A previous post dealt with writers’ groups. I’ll return to that topic today as I address the theme of the title.
One downside of being in a writers “critique” group is that you have to read other people’s writing. The same downside applies to them—your co-members have to read your writing.
Unless you come into a group with clear guidelines—no “f” bombs, no naked people touching each other—you are going to deal with content you don’t like.
Which brings me to the point. Is there such a thing as “Christian writing,” or “Christian writers?”
Of course, the second exists because Christians write. But is there anything specifically Christian about their writing, other than its source?
I would say no, and not just to be provocative. I say it out of conviction and because I write some hybrid genre in between—not secular, and not Christian.

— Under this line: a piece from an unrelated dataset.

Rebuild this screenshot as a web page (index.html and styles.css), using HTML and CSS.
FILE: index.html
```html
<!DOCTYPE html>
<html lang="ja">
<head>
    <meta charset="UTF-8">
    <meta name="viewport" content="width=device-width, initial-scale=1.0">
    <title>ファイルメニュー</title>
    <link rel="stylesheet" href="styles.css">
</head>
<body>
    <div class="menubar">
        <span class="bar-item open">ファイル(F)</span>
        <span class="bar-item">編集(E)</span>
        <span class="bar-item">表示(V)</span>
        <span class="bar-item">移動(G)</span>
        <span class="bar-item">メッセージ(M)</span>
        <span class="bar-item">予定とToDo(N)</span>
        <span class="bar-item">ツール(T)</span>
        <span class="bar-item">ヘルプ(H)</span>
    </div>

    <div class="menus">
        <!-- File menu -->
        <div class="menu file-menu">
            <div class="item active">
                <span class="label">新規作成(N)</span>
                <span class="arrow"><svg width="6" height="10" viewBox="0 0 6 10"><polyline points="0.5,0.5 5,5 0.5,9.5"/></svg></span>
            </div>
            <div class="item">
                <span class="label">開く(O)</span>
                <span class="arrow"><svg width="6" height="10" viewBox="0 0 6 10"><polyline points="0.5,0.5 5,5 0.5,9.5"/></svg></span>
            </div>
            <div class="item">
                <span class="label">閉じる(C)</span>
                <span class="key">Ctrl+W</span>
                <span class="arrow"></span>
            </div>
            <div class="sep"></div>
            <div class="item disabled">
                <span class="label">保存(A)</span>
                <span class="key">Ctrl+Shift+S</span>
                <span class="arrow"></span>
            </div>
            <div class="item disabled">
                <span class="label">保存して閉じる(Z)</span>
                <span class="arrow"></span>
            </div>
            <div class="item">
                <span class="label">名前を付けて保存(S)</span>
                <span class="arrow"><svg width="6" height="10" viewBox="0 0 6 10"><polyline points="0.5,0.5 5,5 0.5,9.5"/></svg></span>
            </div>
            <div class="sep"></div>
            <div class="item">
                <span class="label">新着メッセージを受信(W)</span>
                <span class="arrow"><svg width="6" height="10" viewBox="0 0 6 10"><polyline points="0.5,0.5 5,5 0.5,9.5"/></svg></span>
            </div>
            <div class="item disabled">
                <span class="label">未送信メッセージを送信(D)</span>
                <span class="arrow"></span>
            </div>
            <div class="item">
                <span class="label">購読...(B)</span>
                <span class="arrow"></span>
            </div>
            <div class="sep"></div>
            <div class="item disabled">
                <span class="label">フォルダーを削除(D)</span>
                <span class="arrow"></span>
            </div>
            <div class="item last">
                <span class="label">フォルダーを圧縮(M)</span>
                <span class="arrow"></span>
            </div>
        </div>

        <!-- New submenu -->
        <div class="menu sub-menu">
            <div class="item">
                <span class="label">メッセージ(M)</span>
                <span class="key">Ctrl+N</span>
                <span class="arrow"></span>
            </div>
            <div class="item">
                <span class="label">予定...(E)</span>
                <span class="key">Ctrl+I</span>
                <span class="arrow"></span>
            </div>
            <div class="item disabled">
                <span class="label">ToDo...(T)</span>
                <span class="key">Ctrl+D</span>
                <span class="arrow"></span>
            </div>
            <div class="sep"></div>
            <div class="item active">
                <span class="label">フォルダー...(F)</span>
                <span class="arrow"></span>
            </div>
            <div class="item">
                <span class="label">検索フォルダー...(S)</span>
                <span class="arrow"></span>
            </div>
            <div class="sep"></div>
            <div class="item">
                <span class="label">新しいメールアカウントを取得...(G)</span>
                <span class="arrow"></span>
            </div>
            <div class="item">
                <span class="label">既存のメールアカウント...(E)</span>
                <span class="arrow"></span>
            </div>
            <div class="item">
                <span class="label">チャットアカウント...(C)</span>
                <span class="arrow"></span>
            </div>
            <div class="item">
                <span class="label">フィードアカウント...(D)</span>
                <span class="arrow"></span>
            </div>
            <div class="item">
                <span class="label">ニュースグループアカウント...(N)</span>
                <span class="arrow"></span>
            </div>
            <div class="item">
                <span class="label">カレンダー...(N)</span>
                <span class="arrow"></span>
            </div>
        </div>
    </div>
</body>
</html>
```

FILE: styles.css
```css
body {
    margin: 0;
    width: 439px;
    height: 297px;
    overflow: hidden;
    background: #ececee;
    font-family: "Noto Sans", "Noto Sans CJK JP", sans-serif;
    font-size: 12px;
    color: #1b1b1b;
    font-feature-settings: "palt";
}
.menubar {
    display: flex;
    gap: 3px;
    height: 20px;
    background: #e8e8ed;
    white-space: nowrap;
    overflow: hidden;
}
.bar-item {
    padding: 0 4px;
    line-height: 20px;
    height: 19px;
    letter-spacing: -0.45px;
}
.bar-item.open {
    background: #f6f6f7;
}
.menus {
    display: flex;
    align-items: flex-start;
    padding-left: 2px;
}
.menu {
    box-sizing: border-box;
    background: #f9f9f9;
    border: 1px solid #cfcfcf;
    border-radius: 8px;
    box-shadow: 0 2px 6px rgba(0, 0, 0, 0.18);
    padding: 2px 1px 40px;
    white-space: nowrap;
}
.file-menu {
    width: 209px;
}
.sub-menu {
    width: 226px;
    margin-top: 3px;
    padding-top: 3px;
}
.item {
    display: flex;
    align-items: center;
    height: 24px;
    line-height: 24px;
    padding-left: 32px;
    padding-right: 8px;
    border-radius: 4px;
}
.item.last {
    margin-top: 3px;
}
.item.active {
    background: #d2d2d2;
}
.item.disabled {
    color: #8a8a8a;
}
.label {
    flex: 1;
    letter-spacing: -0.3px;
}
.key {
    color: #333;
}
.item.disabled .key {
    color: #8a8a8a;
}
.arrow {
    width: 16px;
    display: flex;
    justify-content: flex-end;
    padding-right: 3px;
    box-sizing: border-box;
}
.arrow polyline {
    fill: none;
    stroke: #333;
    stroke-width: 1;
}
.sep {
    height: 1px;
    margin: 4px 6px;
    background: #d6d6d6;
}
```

I hope to publish a Bible study for individuals or groups within the week. It is the second in a series. The content is specific, doctrinally conservative, and didactic. Yet I’m also working on two novels, both about men who do not profess any faith and in which faith and doctrine really aren’t important in the characters’ lives or in the plots. The content is neither doctrinally conservative and as fiction, I hope it’s not didactic.

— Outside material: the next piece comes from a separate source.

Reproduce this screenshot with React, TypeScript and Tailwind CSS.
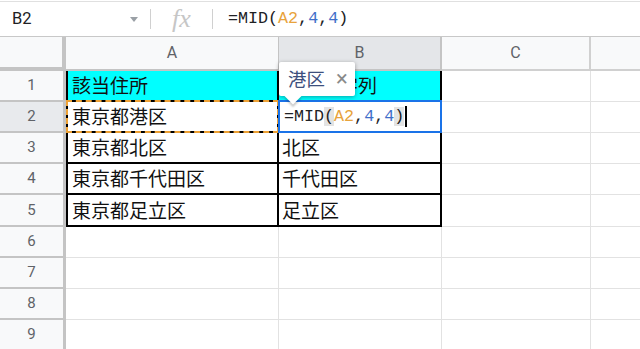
import React from "react";

const cjk = { fontFamily: '"Noto Sans CJK JP", "Noto Sans", sans-serif' };
const ui = { fontFamily: 'Roboto, "Liberation Sans", Arial, sans-serif' };
const mono = { fontFamily: '"Liberation Mono", "DejaVu Sans Mono", monospace' };

const rowsData: [string, string][] = [
  ["該当住所", "抽出文字列"],
  ["東京都港区", ""],
  ["東京都北区", "北区"],
  ["東京都千代田区", "千代田区"],
  ["東京都足立区", "足立区"],
];

function Formula({ paren }: { paren?: boolean }) {
  const p = paren ? "bg-[#e3e3e3]" : "";
  return (
    <span style={mono} className="text-[16.7px] text-[#202124] whitespace-pre">
      =MID<span className={p}>(</span>
      <span className="text-[#e8a33c]">A2</span>,<span className="text-[#3f6fc9]">4</span>,
      <span className="text-[#3f6fc9]">4</span>
      <span className={p}>)</span>
    </span>
  );
}

export default function App() {
  const rowNums = [1, 2, 3, 4, 5, 6, 7, 8, 9];
  return (
    <div className="w-[640px] h-[349px] overflow-hidden bg-white relative" style={ui}>
      {/* formula bar */}
      <div className="mt-[1px] h-[35px] border-t border-[#e0e0e0] flex items-center">
        <div className="w-[150px] flex items-center pl-[12px] pr-[12px]">
          <span className="text-[16.5px] text-[#202124] flex-1">B2</span>
          <svg width="8" height="5" viewBox="0 0 8 5">
            <path d="M0 0 L8 0 L4 5 Z" fill="#9aa0a6" />
          </svg>
        </div>
        <div className="w-[1px] h-[20px] bg-[#d0d0d0]" />
        <div className="w-[61px] flex justify-center">
          <span
            className="text-[26px] italic text-[#c6c6c6] leading-none"
            style={{ fontFamily: '"Liberation Serif", "DejaVu Serif", serif' }}
          >
            fx
          </span>
        </div>
        <div className="w-[1px] h-[20px] bg-[#d0d0d0]" />
        <div className="pl-[15px]">
          <Formula />
        </div>
      </div>

      {/* header row */}
      <div className="flex h-[35px] border-t border-[#c8c8c8]">
        <div className="w-[66px] bg-[#f8f9fa] border-r-[4px] border-b-[4px] border-[#c4c4c4]" />
        <div className="w-[213px] bg-[#f8f9fa] border-r border-b-2 border-[#c4c4c4] flex items-center justify-center text-[16px] text-[#5f6368]">
          A
        </div>
        <div className="w-[163px] bg-[#e4e6e9] border-r-2 border-b-2 border-[#c4c4c4] flex items-center justify-center text-[16px] text-[#5f6368]">
          B
        </div>
        <div className="w-[149px] bg-[#f8f9fa] border-r-2 border-b-2 border-[#d0d0d0] flex items-center justify-center text-[16px] text-[#5f6368]">
          C
        </div>
        <div className="flex-1 bg-[#f8f9fa] border-b-2 border-[#d0d0d0]" />
      </div>

      {/* rows */}
      {rowNums.map((n) => {
        const d = rowsData[n - 1];
        const inTable = !!d;
        const cyan = n === 1;
        return (
          <div key={n} className={`flex ${n === 5 ? "h-[32px]" : "h-[31px]"}`}>
            <div
              className={`w-[66px] border-r-[3px] border-b-2 border-[#c4c4c4] flex items-center justify-center text-[15px] text-[#5f6368] ${
                n === 2 ? "bg-[#e8eaed]" : "bg-[#f8f9fa]"
              }`}
            >
              {n}
            </div>
            <div
              className={`relative w-[213px] flex items-center pl-[4px] text-[19px] text-[#111] ${
                inTable ? "border-l-2 border-r-2 border-b-2 border-black" : "border-r border-b border-[#e2e2e2]"
              } ${cyan ? "bg-[#00ffff]" : ""}`}
              style={cjk}
            >
              {d ? d[0] : ""}
              {n === 2 && (
                <div className="absolute -left-[2px] -top-[2px] -right-[2px] bottom-[-2px] border-2 border-dashed border-[#eea236]" />
              )}
            </div>
            <div
              className={`relative w-[163px] flex items-center pl-[3px] text-[19px] text-[#111] ${
                inTable ? "border-r-2 border-b-2 border-black" : "border-r border-b border-[#e2e2e2]"
              } ${cyan ? "bg-[#00ffff]" : ""}`}
              style={cjk}
            >
              {d ? d[1] : ""}
              {n === 2 && (
                <div className="absolute -left-[1px] -top-[2px] -right-[2px] bottom-[-2px] border-2 border-[#1a73e8] bg-white flex items-center pl-[4px]">
                  <Formula paren />
                  <div className="w-[2px] h-[21px] bg-black ml-[1px]" />
                </div>
              )}
            </div>
            <div className="w-[149px] border-r border-b border-[#e2e2e2]" />
            <div className="flex-1 border-b border-[#e2e2e2]" />
          </div>
        );
      })}

      {/* tooltip */}
      <div className="absolute left-[279px] top-[62px] w-[76px] h-[34px] bg-white rounded-[2px] shadow-[0_1px_4px_rgba(0,0,0,0.35)] flex items-center pl-[9px]">
        <span style={cjk} className="text-[18.5px] text-[#3d4f7d]">
          港区
        </span>
        <span className="ml-[11px] text-[22px] text-[#8a8a8a] leading-none">×</span>
        <div className="absolute left-[8px] bottom-[-6px] w-[12px] h-[12px] bg-white rotate-45 shadow-[2px_2px_2px_rgba(0,0,0,0.2)]" />
      </div>
    </div>
  );
}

Is there a conflict here? Yes, sometimes I wonder if I should focus on the first type and walk away from the second. Until I remember that I have as much desire to write one as the other, I have the same amount of gifts in one as the other (at least I trust I have such gifts), and I’m as likely to find an audience for one as the other.
If there is such a thing as “Christian writing,” is it found in the content (the purpose being to espouse “Christian truths” (which are what exactly?), in the characters as believers who live in the world, in the characters who experience grace in the world (either indirectly or in a deus ex machine kind of way), or in the motive of the writer, who just wants to release their gift and world view upon the readership? Not knowing the answer, I find the term “Christian writing” problematic.
So what then is secular writing? The opposite of Christian writing, which I personally can’t define and am suspicious that anyone could?
What if there is just good writing and bad writing, some where God is recognized and some where He is not? Some where God is in the background, some where God is absent, and some where He is very present?
Two anecdotes, of a sort. In this time of “everything closed, everything cancelled,” I have a lot of time on my hands, and watched a movie on Amazon recently entitled Change in the Air. It was Touched by an Angel with quirky elderly characters who are brought together to form community and help each other, somewhat magically, by an angelic being who is a dead human being and who answers prayers that come to her as letters. Sweet, but somehow unsatisfying. I’m still trying to figure out why and where it went wrong, if at all.
Second, one of my co-members sent in the first chapter of a novel WIP. Let’s just say it was R-rated, which brought a severe reaction from one of the other members. I had to intervene a bit; ah, leadership’s joys. I did suggest the original writer might get the same reaction from others. Yet the characters in the chapter engaging in the whuppy were “Christians” (of a sort). Can a Christian write R-rated material?
Conclusion: the question is not a simple one, so instead of spending any more time on it, I’ll just get down to writing and stop worrying.